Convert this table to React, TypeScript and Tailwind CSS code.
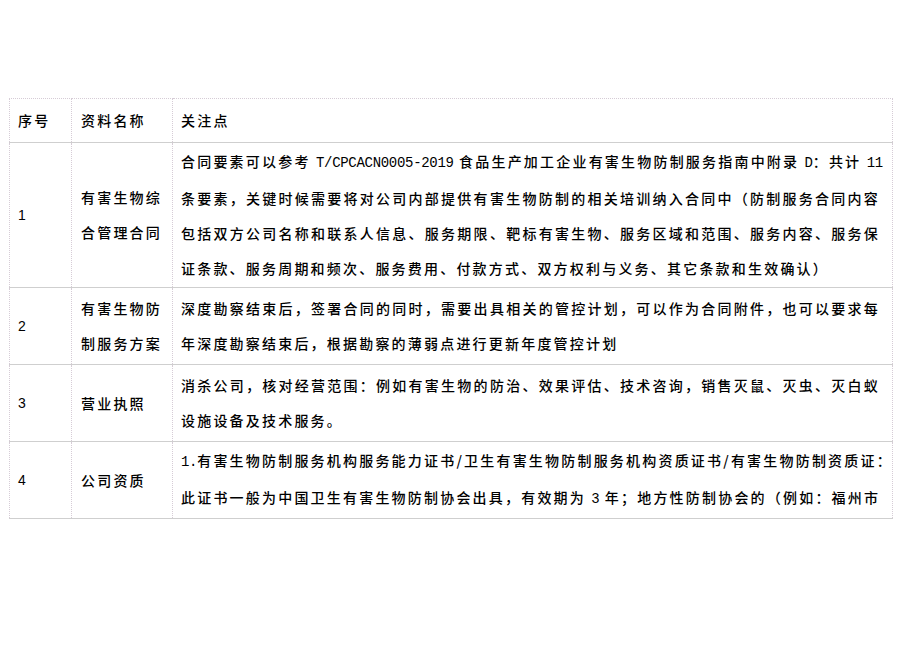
import React from 'react';

const FONT = { fontFamily: '"Noto Sans CJK SC", "Liberation Sans", sans-serif' };

const Latin: React.FC<{ children: React.ReactNode }> = ({ children }) => (
  <span className="font-['Liberation_Mono',monospace] tracking-[-0.3px]">{children}</span>
);

interface Row {
  no: string;
  name: React.ReactNode;
  lines: React.ReactNode[];
}

const rows: Row[] = [
  {
    no: '1',
    name: (
      <>
        有害生物综
        <br />
        合管理合同
      </>
    ),
    lines: [
      <>
        合同要素可以参考 <Latin>T/CPCACN0005-2019</Latin> 食品生产加工企业有害生物防制服务指南中附录 <Latin>D</Latin>：共计 <Latin>11</Latin>
      </>,
      '条要素，关键时候需要将对公司内部提供有害生物防制的相关培训纳入合同中（防制服务合同内容',
      '包括双方公司名称和联系人信息、服务期限、靶标有害生物、服务区域和范围、服务内容、服务保',
      '证条款、服务周期和频次、服务费用、付款方式、双方权利与义务、其它条款和生效确认）',
    ],
  },
  {
    no: '2',
    name: (
      <>
        有害生物防
        <br />
        制服务方案
      </>
    ),
    lines: [
      '深度勘察结束后，签署合同的同时，需要出具相关的管控计划，可以作为合同附件，也可以要求每',
      '年深度勘察结束后，根据勘察的薄弱点进行更新年度管控计划',
    ],
  },
  {
    no: '3',
    name: '营业执照',
    lines: [
      '消杀公司，核对经营范围：例如有害生物的防治、效果评估、技术咨询，销售灭鼠、灭虫、灭白蚁',
      '设施设备及技术服务。',
    ],
  },
  {
    no: '4',
    name: '公司资质',
    lines: [
      <>
        <Latin>1.</Latin>有害生物防制服务机构服务能力证书/卫生有害生物防制服务机构资质证书/有害生物防制资质证：
      </>,
      <>
        此证书一般为中国卫生有害生物防制协会出具，有效期为 <Latin>3</Latin> 年；地方性防制协会的（例如：福州市
      </>,
    ],
  },
];

const cellBase = 'border border-dotted border-[#d6ccd6] align-middle';

export default function App() {
  return (
    <div className="w-[920px] h-[651px] bg-white text-black text-[14px] font-medium" style={FONT}>
      <div className="pt-[98px] pl-[9px]">
        <table className="table-fixed border-collapse w-[883px]">
          <colgroup>
            <col className="w-[62px]" />
            <col className="w-[101px]" />
            <col className="w-[720px]" />
          </colgroup>
          <tbody className="tracking-[2.2px] leading-[35px]">
            <tr className="h-[44px] border-b border-solid border-b-[#cfcfcf]">
              <td className={`${cellBase} pl-[8px]`}>序号</td>
              <td className={`${cellBase} pl-[9px]`}>资料名称</td>
              <td className={`${cellBase} pl-[8px]`}>关注点</td>
            </tr>
            {rows.map((row, i) => (
              <tr
                key={row.no}
                className={`${i === 0 ? 'h-[145px]' : 'h-[77px]'} border-b border-solid border-b-[#cfcfcf]`}
              >
                <td className={`${cellBase} pl-[8px] font-normal font-['Liberation_Sans',sans-serif]`}>{row.no}</td>
                <td className={`${cellBase} pl-[9px] pr-[4px]`}>{row.name}</td>
                <td className={`${cellBase} pl-[8px] pr-[12px]`}>
                  {row.lines.map((line, j) => (
                    <div
                      key={j}
                      className={
                        j < row.lines.length - 1 || row.no === '4'
                          ? 'text-justify [text-align-last:justify] whitespace-nowrap'
                          : 'whitespace-nowrap'
                      }
                    >
                      {line}
                    </div>
                  ))}
                </td>
              </tr>
            ))}
          </tbody>
        </table>
      </div>
    </div>
  );
}
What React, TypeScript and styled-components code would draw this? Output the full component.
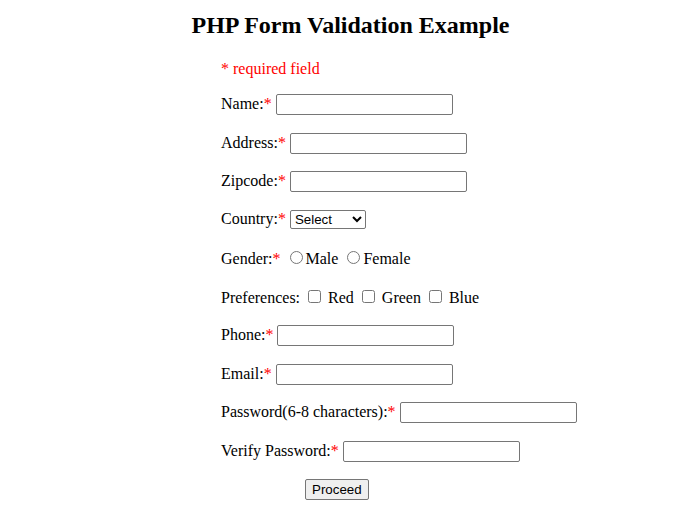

Exercise requirements
Gather each line from the entries above that includes the word "this".

Result below
Convert this table to React, TypeScript and Tailwind CSS code.
What React, TypeScript and styled-components code would draw this? Output the full component.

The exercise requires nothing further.